Many others self-funded, one way or another. Some had profits from existing or prior businesses, or from selling prior inventions. Others had jobs that gave them time to invent—either because invention was considered part of the job (as it may have been with Langley and Thompson), or because the job was simply undemanding (as with Sholes). Those who were not so lucky had to work nights (de Forest), launch creative side hustles (Colt), or suffer hardship (Goodyear).
Government subsidies and pre-orders were important for some infrastructure projects (telegraph) and for technologies with military applications (airplane).
In any case, once an invention or business had progressed to certain key milestones, such as a patent or even early sales, it was common to organize a company and get financial backers—typically, it seems, a syndicate of capitalists.

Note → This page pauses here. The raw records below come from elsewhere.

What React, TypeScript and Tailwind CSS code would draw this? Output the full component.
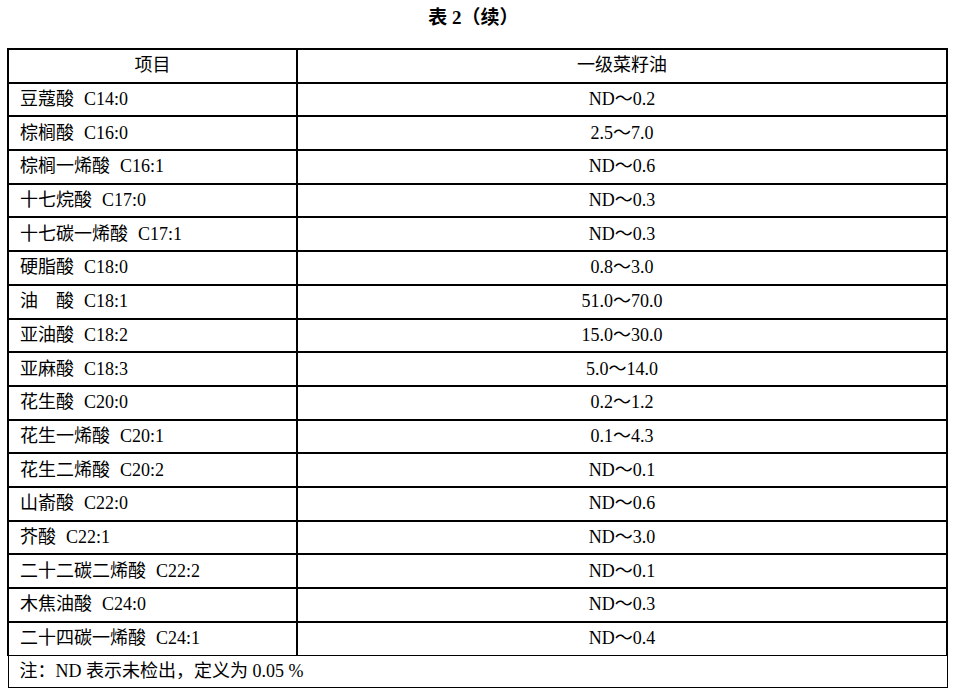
import React from 'react';

const rows: { name: string; code: string; value: string }[] = [
  { name: '豆蔻酸', code: 'C14:0', value: 'ND～0.2' },
  { name: '棕榈酸', code: 'C16:0', value: '2.5～7.0' },
  { name: '棕榈一烯酸', code: 'C16:1', value: 'ND～0.6' },
  { name: '十七烷酸', code: 'C17:0', value: 'ND～0.3' },
  { name: '十七碳一烯酸', code: 'C17:1', value: 'ND～0.3' },
  { name: '硬脂酸', code: 'C18:0', value: '0.8～3.0' },
  { name: '油\u3000酸', code: 'C18:1', value: '51.0～70.0' },
  { name: '亚油酸', code: 'C18:2', value: '15.0～30.0' },
  { name: '亚麻酸', code: 'C18:3', value: '5.0～14.0' },
  { name: '花生酸', code: 'C20:0', value: '0.2～1.2' },
  { name: '花生一烯酸', code: 'C20:1', value: '0.1～4.3' },
  { name: '花生二烯酸', code: 'C20:2', value: 'ND～0.1' },
  { name: '山嵛酸', code: 'C22:0', value: 'ND～0.6' },
  { name: '芥酸', code: 'C22:1', value: 'ND～3.0' },
  { name: '二十二碳二烯酸', code: 'C22:2', value: 'ND～0.1' },
  { name: '木焦油酸', code: 'C24:0', value: 'ND～0.3' },
  { name: '二十四碳一烯酸', code: 'C24:1', value: 'ND～0.4' },
];

const font = "font-['Liberation_Serif','Noto_Sans_CJK_SC',serif]";

export default function App() {
  return (
    <div className={`w-[957px] h-[698px] bg-white text-black ${font}`}>
      <div className="h-[48px] pt-[5px] text-center text-[19px] font-bold leading-[26px] pr-[10px]">
        表 2（续）
      </div>

      <div className="ml-[7px] w-[941px]">
        <div className="border-t-2 border-x-2 border-black">
          {/* header */}
          <div className="flex h-[33.7px] border-b-2 border-black text-[18px]">
            <div className="w-[289px] border-r-2 border-black flex items-center justify-center">项目</div>
            <div className="flex-1 flex items-center justify-center">一级菜籽油</div>
          </div>

          {rows.map((r, i) => (
            <div
              key={r.code}
              className={`flex text-[18px] border-black ${
                i === rows.length - 1 ? 'h-[33px] border-b' : 'h-[33.7px] border-b-2'
              }`}
            >
              <div className="w-[289px] border-r-2 border-black flex items-center pl-[11px]">
                <span>{r.name}</span>
                <span className="ml-[10px]">{r.code}</span>
              </div>
              <div className="flex-1 flex items-center justify-center">{r.value}</div>
            </div>
          ))}
        </div>

        <div className="h-[32px] border-x border-b border-black ml-[0.5px] mr-[0.5px] flex items-center pl-[11px] text-[18px]">
          注：ND 表示未检出，定义为 0.05 %
        </div>
      </div>
    </div>
  );
}
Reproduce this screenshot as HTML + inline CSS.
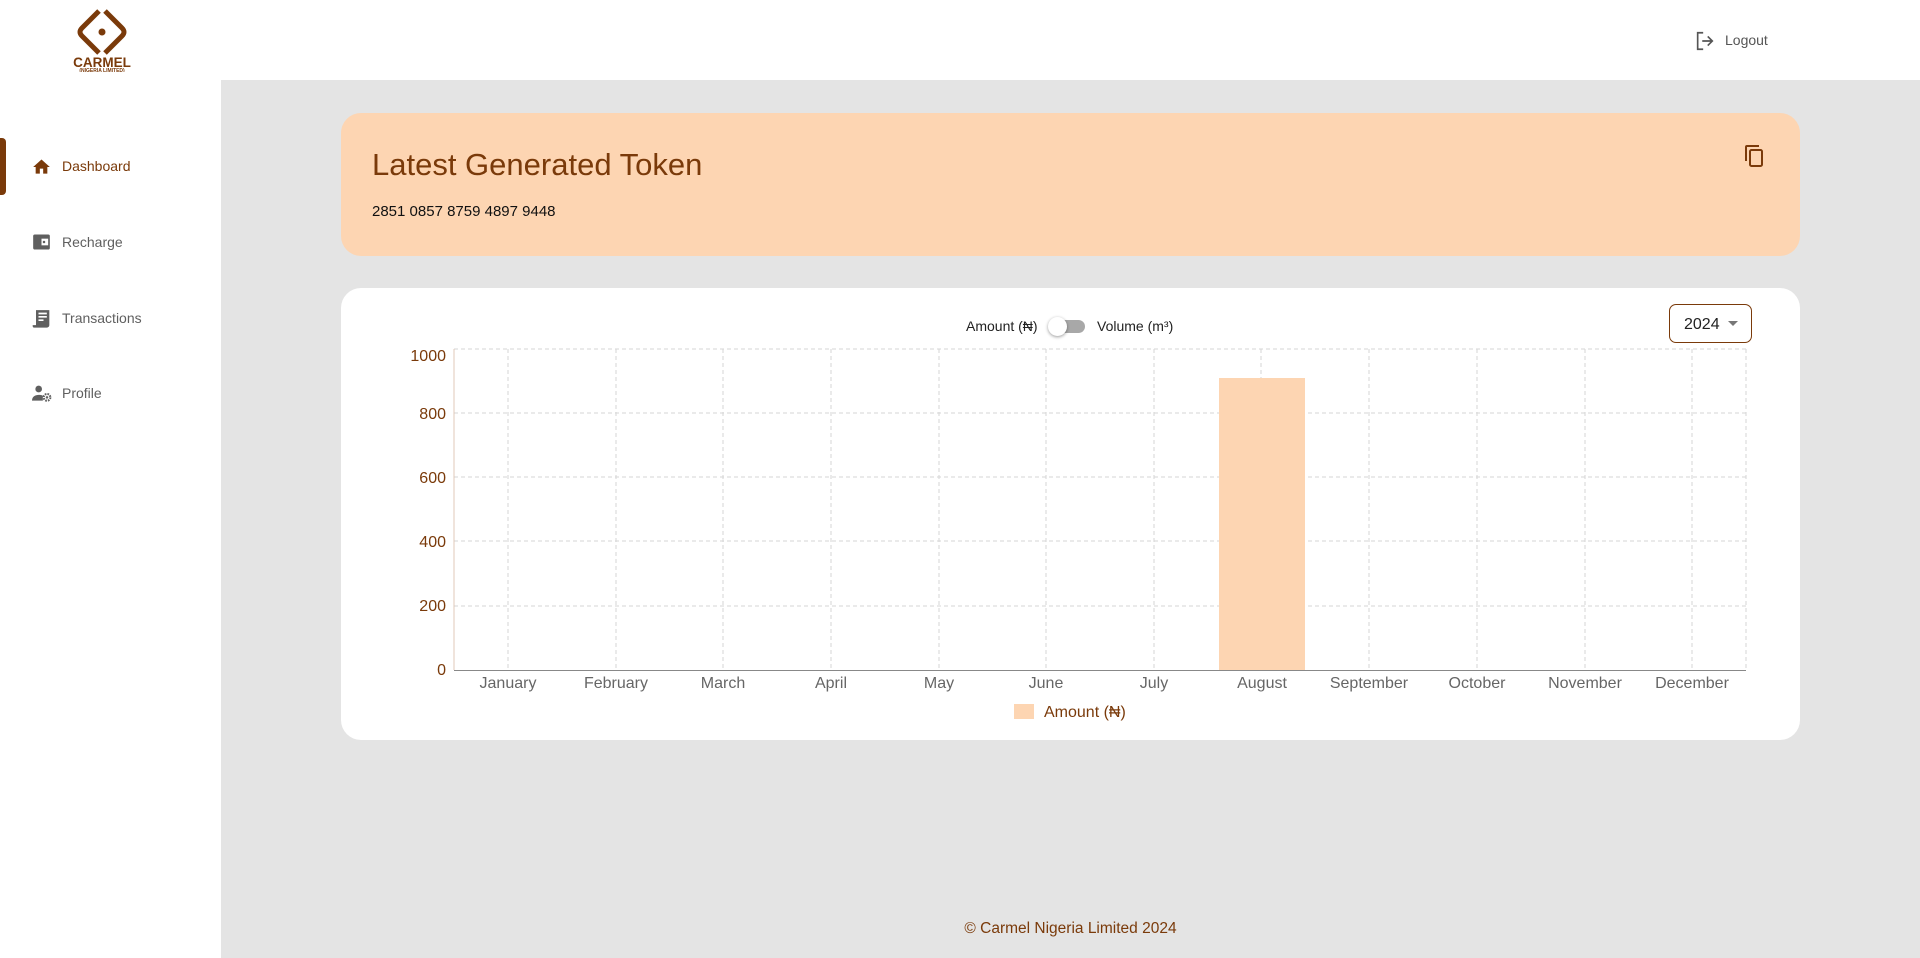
<!DOCTYPE html><html><head><style>
body{margin:0;width:1920px;height:958px;font-family:"Liberation Sans",sans-serif;background:#fff;position:relative;overflow:hidden}
.abs{position:absolute}
.main{left:221px;top:80px;width:1699px;height:878px;background:#e4e4e4}
.nav{left:62px;font-size:14px;color:#5f5f5f}
.card{background:#fdd5b2;left:341px;top:113px;width:1459px;height:143px;border-radius:20px}
.chart{background:#fff;left:341px;top:288px;width:1459px;height:452px;border-radius:20px}
.yl{right:1474px;font-size:16px;color:#7a3a0a;text-align:right;width:60px}
.xl{font-size:16px;color:#666;width:108px;text-align:center;top:675px}
</style></head><body>
<svg class="abs" style="left:70px;top:8px" width="64" height="64" viewBox="0 0 64 64">
<path d="M29 3 L12 20 Q8 24 12 28 L29 45" fill="none" stroke="#7a3a0a" stroke-width="5"/>
<path d="M35 3 L52 20 Q56 24 52 28 L35 45" fill="none" stroke="#7a3a0a" stroke-width="5"/>
<circle cx="32" cy="24" r="3.5" fill="#7a3a0a"/>
<text x="32" y="59" font-size="13.5" font-weight="bold" fill="#7a3a0a" text-anchor="middle" font-family="Liberation Sans">CARMEL</text>
<text x="32" y="64" font-size="5" font-weight="bold" fill="#7a3a0a" text-anchor="middle" font-family="Liberation Sans">(NIGERIA LIMITED)</text></svg>
<svg class="abs" style="left:1694px;top:30px" width="22" height="22" viewBox="0 0 24 24"><path d="M10 3H4v18h6M15 7l5 5-5 5M20 12H9" fill="none" stroke="#555" stroke-width="1.8"/></svg>
<div class="abs" style="left:1725px;top:32px;font-size:14px;color:#555">Logout</div>
<div class="abs" style="left:0;top:138px;width:6px;height:57px;background:#7a3a0a;border-radius:0 4px 4px 0"></div>
<svg class="abs" style="left:31px;top:157px" width="21" height="20" viewBox="0 0 24 24"><path d="M10 20v-6h4v6h5v-8h3L12 3 2 12h3v8z" fill="#7a3a0a"/></svg>
<div class="abs nav" style="top:158px;color:#7a3a0a">Dashboard</div>
<svg class="abs" style="left:31px;top:232px" width="21" height="20" viewBox="0 0 24 24"><rect x="2" y="3" width="20" height="18" rx="2" fill="#5f5f5f"/><rect x="12" y="8" width="8" height="8" fill="#fff"/><circle cx="15" cy="12" r="1.5" fill="#5f5f5f"/></svg>
<div class="abs nav" style="top:234px">Recharge</div>
<svg class="abs" style="left:31px;top:308px" width="20" height="21" viewBox="0 0 24 24"><path d="M6 2h16v18a3 3 0 0 1-3 3H3a3 3 0 0 1-1-3h4z" fill="#5f5f5f"/><path d="M9 6h10M9 10h10M9 14h6" stroke="#fff" stroke-width="2"/></svg>
<div class="abs nav" style="top:310px">Transactions</div>
<svg class="abs" style="left:31px;top:384px" width="22" height="20" viewBox="0 0 24 24"><circle cx="8" cy="6" r="4" fill="#5f5f5f"/><path d="M0 20c0-5 4-7 8-7s5 1 5 1v6z" fill="#5f5f5f"/><circle cx="18" cy="16" r="4" fill="none" stroke="#5f5f5f" stroke-width="2.5" stroke-dasharray="2 1.2"/><circle cx="18" cy="16" r="1.5" fill="#5f5f5f"/></svg>
<div class="abs nav" style="top:385px">Profile</div>
<div class="abs main"></div>
<div class="abs card"></div>
<div class="abs" style="left:372px;top:147px;font-size:31px;color:#7a3a0a">Latest Generated Token</div>
<div class="abs" style="left:372px;top:203px;font-size:15px;color:#111">2851 0857 8759 4897 9448</div>
<svg class="abs" style="left:1743px;top:143px" width="24" height="26" viewBox="0 0 24 24"><path d="M16 1H4a2 2 0 0 0-2 2v14h2V3h12z" fill="#7a3a0a"/><rect x="7" y="6" width="12" height="16" rx="1.5" fill="none" stroke="#7a3a0a" stroke-width="2"/></svg>
<div class="abs chart"></div>
<div class="abs" style="left:966px;top:318px;font-size:14px;color:#222">Amount (₦)</div>
<div class="abs" style="left:1055px;top:320px;width:30px;height:13px;border-radius:7px;background:#a8a8a8"></div>
<div class="abs" style="left:1048px;top:317px;width:19px;height:19px;border-radius:50%;background:#fff;box-shadow:0 1px 3px rgba(0,0,0,.4)"></div>
<div class="abs" style="left:1097px;top:318px;font-size:14px;color:#222">Volume (m³)</div>
<div class="abs" style="left:1669px;top:304px;width:83px;height:39px;border:1px solid #7a3a0a;border-radius:7px;box-sizing:border-box"></div>
<div class="abs" style="left:1684px;top:316px;font-size:16px;color:#222">2024</div>
<div class="abs" style="left:1728px;top:321px;width:0;height:0;border:5px solid transparent;border-top-color:#777"></div>
<svg class="abs" style="left:0;top:0" width="1920" height="958">
<g stroke="#d6d6d6" stroke-dasharray="4 3" fill="none">
<path d="M454 349H1746M454 413H1746M454 477H1746M454 541H1746M454 606H1746"/>
<path d="M508 349V670M616 349V670M723 349V670M831 349V670M939 349V670M1046 349V670M1154 349V670M1261 349V670M1369 349V670M1477 349V670M1585 349V670M1692 349V670M1746 349V670M454 349V670"/>
</g>
<rect x="1219" y="378" width="86" height="292" fill="#fdd5b2"/>
<path d="M454 670.5H1746" stroke="#888"/>
<path d="M454 349V670" stroke="#e0c8b8"/>
<rect x="1014" y="704" width="20" height="15" fill="#fdd5b2"/>
<text x="1044" y="717" font-size="16" fill="#7a3a0a" font-family="Liberation Sans">Amount (₦)</text>
</svg>
<div class="abs yl" style="top:348px">1000</div>
<div class="abs yl" style="top:406px">800</div>
<div class="abs yl" style="top:470px">600</div>
<div class="abs yl" style="top:534px">400</div>
<div class="abs yl" style="top:598px">200</div>
<div class="abs yl" style="top:662px">0</div>
<div class="abs xl" style="left:454px">January</div>
<div class="abs xl" style="left:562px">February</div>
<div class="abs xl" style="left:669px">March</div>
<div class="abs xl" style="left:777px">April</div>
<div class="abs xl" style="left:885px">May</div>
<div class="abs xl" style="left:992px">June</div>
<div class="abs xl" style="left:1100px">July</div>
<div class="abs xl" style="left:1208px">August</div>
<div class="abs xl" style="left:1315px">September</div>
<div class="abs xl" style="left:1423px">October</div>
<div class="abs xl" style="left:1531px">November</div>
<div class="abs xl" style="left:1638px">December</div>
<div class="abs" style="left:221px;width:1699px;top:920px;text-align:center;font-size:15.5px;color:#7a3a0a">© Carmel Nigeria Limited 2024</div>
</body></html>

My impression is that usually these were wealthy men investing on their own account—that is, what today would be called angel investors, as opposed to venture capitalists or other “institutional” investors who raise funds and invest other people’s money. Investment bankers, such as J. P. Morgan, would underwrite IPOs, and maybe they would invest earlier than that? I’m not sure.
What there doesn’t seem to have been, at least in what I’ve seen so far, is any kind of structure around early-stage financing. I haven’t seen any formal networks of angel investors, and nothing comparable to venture capital. Funding seems very ad hoc, dependent on the circumstance and connections. If so, then the rise of institutional early-stage funding in the mid-20th century was a real revolution.
(Note again that this is an informal survey from a single source, and I haven’t gone deeper yet to get the full details on any of these stories.)